▶ TASK TO COMPLETE
Skip every picture, and copy exactly the lines from the one containing "Clone this screenshot in HTML and CSS." to the end of the data.

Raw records
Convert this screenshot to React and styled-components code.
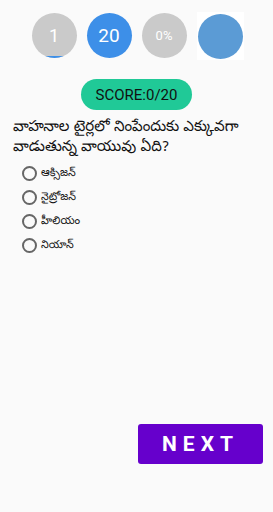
import React from 'react';
import styled, { createGlobalStyle } from 'styled-components';

const Global = createGlobalStyle`
  body {
    margin: 0;
    background: #fafafa;
    font-family: Roboto, "Noto Sans", sans-serif;
  }
`

const Page = styled.div`
  width: 273px;
  height: 512px;
  display: flex;
  flex-direction: column;
  box-sizing: border-box;
  padding: 13px 0 0;
`

const Stats = styled.div`
  display: flex;
  justify-content: center;
  gap: 10px;
  padding-left: 2px;
`

const Circle = styled.div`
  width: 45px;
  height: 45px;
  border-radius: 50%;
  background: ${p => p.bg};
  color: #fff;
  display: flex;
  align-items: center;
  justify-content: center;
  font-size: ${p => p.size}px;
  position: relative;
  overflow: hidden;
`

const Arc = styled.div`
  position: absolute;
  left: 0;
  right: 0;
  bottom: 0;
  height: 2px;
  background: #3d8fe8;
`

const Framed = styled.div`
  width: 47px;
  height: 48px;
  margin-top: -1px;
  background: #fff;
  display: flex;
  align-items: center;
  justify-content: center;
`

const Score = styled.div`
  align-self: center;
  margin-top: 19px;
  width: 111px;
  height: 31px;
  border-radius: 16px;
  background: #20c997;
  color: #111;
  font-size: 15px;
  display: flex;
  align-items: center;
  justify-content: center;
`

const Question = styled.div`
  margin: 8px 10px 0 13px;
  font-size: 15px;
  line-height: 20px;
  color: #111;
  font-family: "Noto Sans Telugu", "Noto Sans", sans-serif;
`

const Options = styled.div`
  display: flex;
  flex-direction: column;
  gap: 8px;
  margin: 7px 0 0 22px;
`

const Option = styled.label`
  display: flex;
  align-items: center;
  gap: 4px;
  font-size: 11px;
  color: #111;
  height: 16px;
  font-family: "Noto Sans Telugu", "Noto Sans", sans-serif;
`

const Radio = styled.span`
  width: 11px;
  height: 11px;
  border: 2px solid #666;
  border-radius: 50%;
`

const Footer = styled.div`
  margin-top: auto;
  display: flex;
  justify-content: flex-end;
  padding: 0 10px 48px 0;
`

const Next = styled.button`
  width: 125px;
  height: 40px;
  border: none;
  border-radius: 3px;
  background: #6600cc;
  color: #fff;
  font-family: Roboto, sans-serif;
  font-weight: 700;
  font-size: 21px;
  letter-spacing: 6px;
  padding-left: 6px;
`

const options = ['ఆక్సిజన్', 'నైట్రోజన్', 'హీలియం', 'నియాన్']

export default function App() {
  return (
    <Page>
      <Global />
      <Stats>
        <Circle bg="#cacaca" size={18}>1<Arc /></Circle>
        <Circle bg="#3d8fe8" size={19}>20</Circle>
        <Circle bg="#cacaca" size={13}>0%</Circle>
        <Framed><Circle bg="#5b9bd5" /></Framed>
      </Stats>
      <Score>SCORE:0/20</Score>
      <Question>వాహనాల టైర్లలో నింపేందుకు ఎక్కువగా వాడుతున్న వాయువు ఏది?</Question>
      <Options>
        {options.map(o => (
          <Option key={o}><Radio />{o}</Option>
        ))}
      </Options>
      <Footer>
        <Next>NEXT</Next>
      </Footer>
    </Page>
  )
}
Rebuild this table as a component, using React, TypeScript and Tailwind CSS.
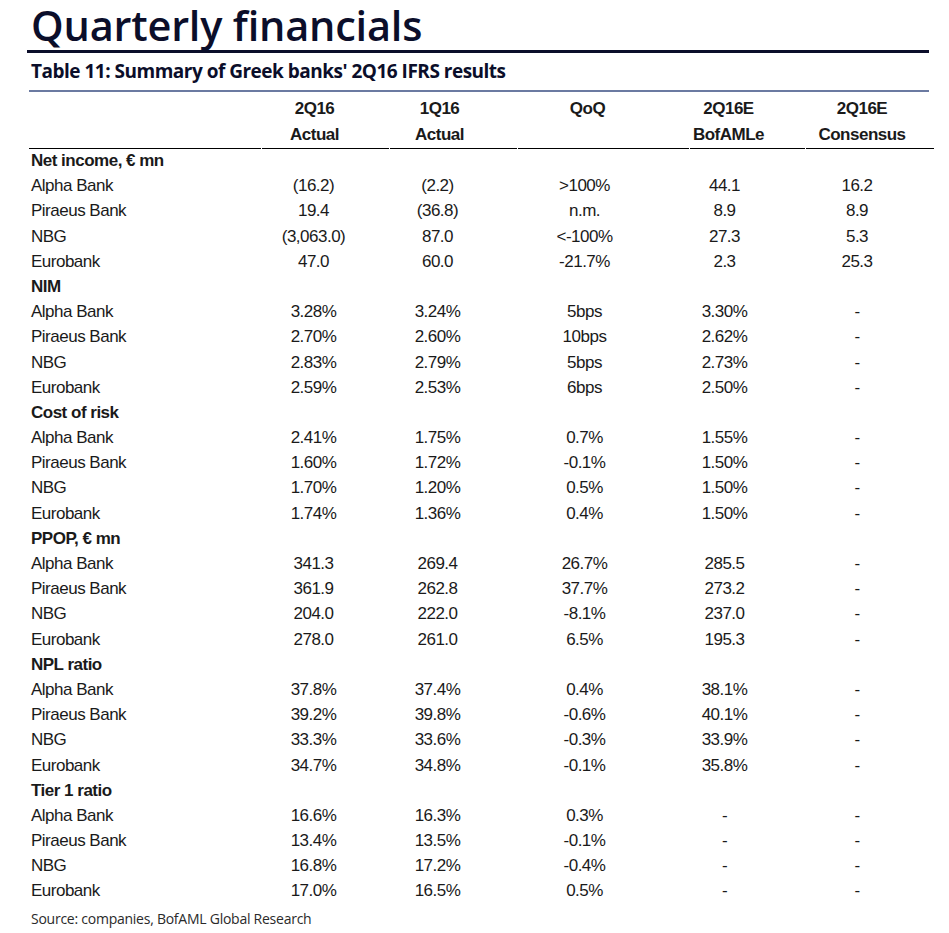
const sections: { title: string; rows: [string, string, string, string, string, string][] }[] = [
  {
    title: "Net income, € mn",
    rows: [
      ["Alpha Bank", "(16.2)", "(2.2)", ">100%", "44.1", "16.2"],
      ["Piraeus Bank", "19.4", "(36.8)", "n.m.", "8.9", "8.9"],
      ["NBG", "(3,063.0)", "87.0", "<-100%", "27.3", "5.3"],
      ["Eurobank", "47.0", "60.0", "-21.7%", "2.3", "25.3"],
    ],
  },
  {
    title: "NIM",
    rows: [
      ["Alpha Bank", "3.28%", "3.24%", "5bps", "3.30%", "-"],
      ["Piraeus Bank", "2.70%", "2.60%", "10bps", "2.62%", "-"],
      ["NBG", "2.83%", "2.79%", "5bps", "2.73%", "-"],
      ["Eurobank", "2.59%", "2.53%", "6bps", "2.50%", "-"],
    ],
  },
  {
    title: "Cost of risk",
    rows: [
      ["Alpha Bank", "2.41%", "1.75%", "0.7%", "1.55%", "-"],
      ["Piraeus Bank", "1.60%", "1.72%", "-0.1%", "1.50%", "-"],
      ["NBG", "1.70%", "1.20%", "0.5%", "1.50%", "-"],
      ["Eurobank", "1.74%", "1.36%", "0.4%", "1.50%", "-"],
    ],
  },
  {
    title: "PPOP, € mn",
    rows: [
      ["Alpha Bank", "341.3", "269.4", "26.7%", "285.5", "-"],
      ["Piraeus Bank", "361.9", "262.8", "37.7%", "273.2", "-"],
      ["NBG", "204.0", "222.0", "-8.1%", "237.0", "-"],
      ["Eurobank", "278.0", "261.0", "6.5%", "195.3", "-"],
    ],
  },
  {
    title: "NPL ratio",
    rows: [
      ["Alpha Bank", "37.8%", "37.4%", "0.4%", "38.1%", "-"],
      ["Piraeus Bank", "39.2%", "39.8%", "-0.6%", "40.1%", "-"],
      ["NBG", "33.3%", "33.6%", "-0.3%", "33.9%", "-"],
      ["Eurobank", "34.7%", "34.8%", "-0.1%", "35.8%", "-"],
    ],
  },
  {
    title: "Tier 1 ratio",
    rows: [
      ["Alpha Bank", "16.6%", "16.3%", "0.3%", "-", "-"],
      ["Piraeus Bank", "13.4%", "13.5%", "-0.1%", "-", "-"],
      ["NBG", "16.8%", "17.2%", "-0.4%", "-", "-"],
      ["Eurobank", "17.0%", "16.5%", "0.5%", "-", "-"],
    ],
  },
];

// per-column right padding so the figures sit where the report puts them
const pads = ["pr-[22px]", "pr-[28px]", "pr-[32px]", "pr-[38px]", "pr-[16px]"];

const grid = "grid grid-cols-[232px_127px_127px_171px_115px_128px]";

export default function App() {
  return (
    <div className="w-[949px] min-h-[933px] bg-white pl-[27px] pr-[20px]">
      <h1
        className="h-[50px] pl-[4px] text-[41.5px] leading-[50px] font-semibold text-[#0b0e2a] tracking-[-0.2px] whitespace-nowrap"
        style={{ fontFamily: '"Open Sans", sans-serif' }}
      >
        Quarterly financials
      </h1>
      <div className="h-[3px] bg-[#0b0e2a]" />
      <h2
        className="h-[37px] pl-[4px] pt-[6px] text-[19px] leading-[25px] font-bold text-[#0b0e2a] tracking-[-0.5px] whitespace-nowrap"
        style={{ fontFamily: '"Open Sans", sans-serif' }}
      >
        Table 11: Summary of Greek banks' 2Q16 IFRS results
      </h2>
      <div className="ml-[2px] h-[2px] bg-[#6b7aa1]" />

      <div
        className="ml-[2px] text-[17px] text-[#1a1a1a] tracking-[-0.5px]"
        style={{ fontFamily: '"Liberation Sans", Arial, sans-serif' }}
      >
        {/* header */}
        <div className={`${grid} gap-x-px h-[54px] font-bold`}>
          <div className="border-b border-black" />
          {[
            ["2Q16", "Actual"],
            ["1Q16", "Actual"],
            ["QoQ", ""],
            ["2Q16E", "BofAMLe"],
            ["2Q16E", "Consensus"],
          ].map(([a, b], i) => (
            <div
              key={i}
              className={`border-b border-black text-center flex flex-col pt-[4px] leading-[26px] ${pads[i]}`}
            >
              <span>{a}</span>
              <span>{b}</span>
            </div>
          ))}
        </div>

        {/* body */}
        <div className="pt-[2px]">
          {sections.map((s) => (
            <div key={s.title}>
              <div className="h-[25.2px] leading-[25.2px] pl-[2px] font-bold">{s.title}</div>
              {s.rows.map((r) => (
                <div key={r[0]} className={`${grid} h-[25.2px] leading-[25.2px]`}>
                  <div className="pl-[2px]">{r[0]}</div>
                  {r.slice(1).map((v, i) => (
                    <div key={i} className={`text-center ${pads[i]}`}>
                      {v}
                    </div>
                  ))}
                </div>
              ))}
            </div>
          ))}
        </div>
      </div>

      <p
        className="mt-[4px] pl-[4px] text-[14px] leading-[22px] text-[#2a2a2a] tracking-[-0.25px]"
        style={{ fontFamily: '"Open Sans", sans-serif' }}
      >
        Source: companies, BofAML Global Research
      </p>
    </div>
  );
}
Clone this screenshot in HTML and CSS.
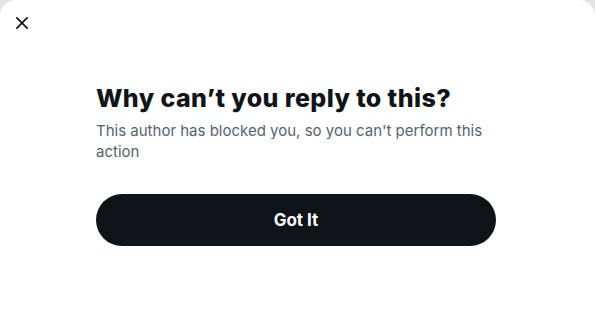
FILE: index.html
```html
<!DOCTYPE html>
<html lang="en">
<head>
<meta charset="utf-8">
<title>Why can't you reply to this?</title>
<link rel="stylesheet" href="styles.css">
</head>
<body>
<div class="modal">
  <div class="topbar">
    <button class="close" aria-label="Close">
      <svg viewBox="0 0 24 24" width="20" height="20" aria-hidden="true"><path d="M10.59 12L4.54 5.96l1.42-1.42L12 10.59l6.04-6.05 1.42 1.42L13.41 12l6.05 6.04-1.42 1.42L12 13.41l-6.04 6.05-1.42-1.42L10.59 12z"/></svg>
    </button>
  </div>
  <div class="content">
    <h1 class="title">Why can’t you reply to this?</h1>
    <p class="desc">This author has blocked you, so you can't perform this action</p>
    <button class="cta">Got It</button>
  </div>
</div>
</body>
</html>
```
FILE: styles.css
```css
html, body {
  margin: 0;
  padding: 0;
  height: 100%;
}
body {
  background: #e4e4e4;
  font-family: Inter, "Liberation Sans", sans-serif;
}
.modal {
  background: #fff;
  height: 100%;
  border-radius: 16px 16px 0 0;
  box-sizing: border-box;
}
.topbar {
  height: 53px;
  display: flex;
  align-items: flex-start;
  padding: 13px 0 0 12px;
  box-sizing: border-box;
}
.close {
  border: 0;
  background: none;
  padding: 0;
  width: 20px;
  height: 20px;
  display: flex;
  cursor: pointer;
}
.close svg {
  fill: #0f1419;
}
.content {
  width: 400px;
  margin-left: 96px;
  display: flex;
  flex-direction: column;
}
.title {
  margin: 31px 0 0;
  font-size: 25px;
  line-height: 28px;
  font-weight: 800;
  color: #0f1419;
  letter-spacing: 0.4px;
}
.desc {
  margin: 8px 0 0;
  font-size: 15px;
  line-height: 21px;
  color: #536471;
}
.cta {
  margin-top: 32px;
  height: 52px;
  border: 0;
  border-radius: 26px;
  background: #0f1419;
  color: #fff;
  font-family: inherit;
  font-size: 17px;
  font-weight: 700;
  cursor: pointer;
}
```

▶ WORKED SOLUTION
Clone this screenshot in HTML and CSS.
FILE: index.html
```html
<!DOCTYPE html>
<html lang="en">
<head>
<meta charset="utf-8">
<title>Why can't you reply to this?</title>
<link rel="stylesheet" href="styles.css">
</head>
<body>
<div class="modal">
  <div class="topbar">
    <button class="close" aria-label="Close">
      <svg viewBox="0 0 24 24" width="20" height="20" aria-hidden="true"><path d="M10.59 12L4.54 5.96l1.42-1.42L12 10.59l6.04-6.05 1.42 1.42L13.41 12l6.05 6.04-1.42 1.42L12 13.41l-6.04 6.05-1.42-1.42L10.59 12z"/></svg>
    </button>
  </div>
  <div class="content">
    <h1 class="title">Why can’t you reply to this?</h1>
    <p class="desc">This author has blocked you, so you can't perform this action</p>
    <button class="cta">Got It</button>
  </div>
</div>
</body>
</html>
```
FILE: styles.css
```css
html, body {
  margin: 0;
  padding: 0;
  height: 100%;
}
body {
  background: #e4e4e4;
  font-family: Inter, "Liberation Sans", sans-serif;
}
.modal {
  background: #fff;
  height: 100%;
  border-radius: 16px 16px 0 0;
  box-sizing: border-box;
}
.topbar {
  height: 53px;
  display: flex;
  align-items: flex-start;
  padding: 13px 0 0 12px;
  box-sizing: border-box;
}
.close {
  border: 0;
  background: none;
  padding: 0;
  width: 20px;
  height: 20px;
  display: flex;
  cursor: pointer;
}
.close svg {
  fill: #0f1419;
}
.content {
  width: 400px;
  margin-left: 96px;
  display: flex;
  flex-direction: column;
}
.title {
  margin: 31px 0 0;
  font-size: 25px;
  line-height: 28px;
  font-weight: 800;
  color: #0f1419;
  letter-spacing: 0.4px;
}
.desc {
  margin: 8px 0 0;
  font-size: 15px;
  line-height: 21px;
  color: #536471;
}
.cta {
  margin-top: 32px;
  height: 52px;
  border: 0;
  border-radius: 26px;
  background: #0f1419;
  color: #fff;
  font-family: inherit;
  font-size: 17px;
  font-weight: 700;
  cursor: pointer;
}
```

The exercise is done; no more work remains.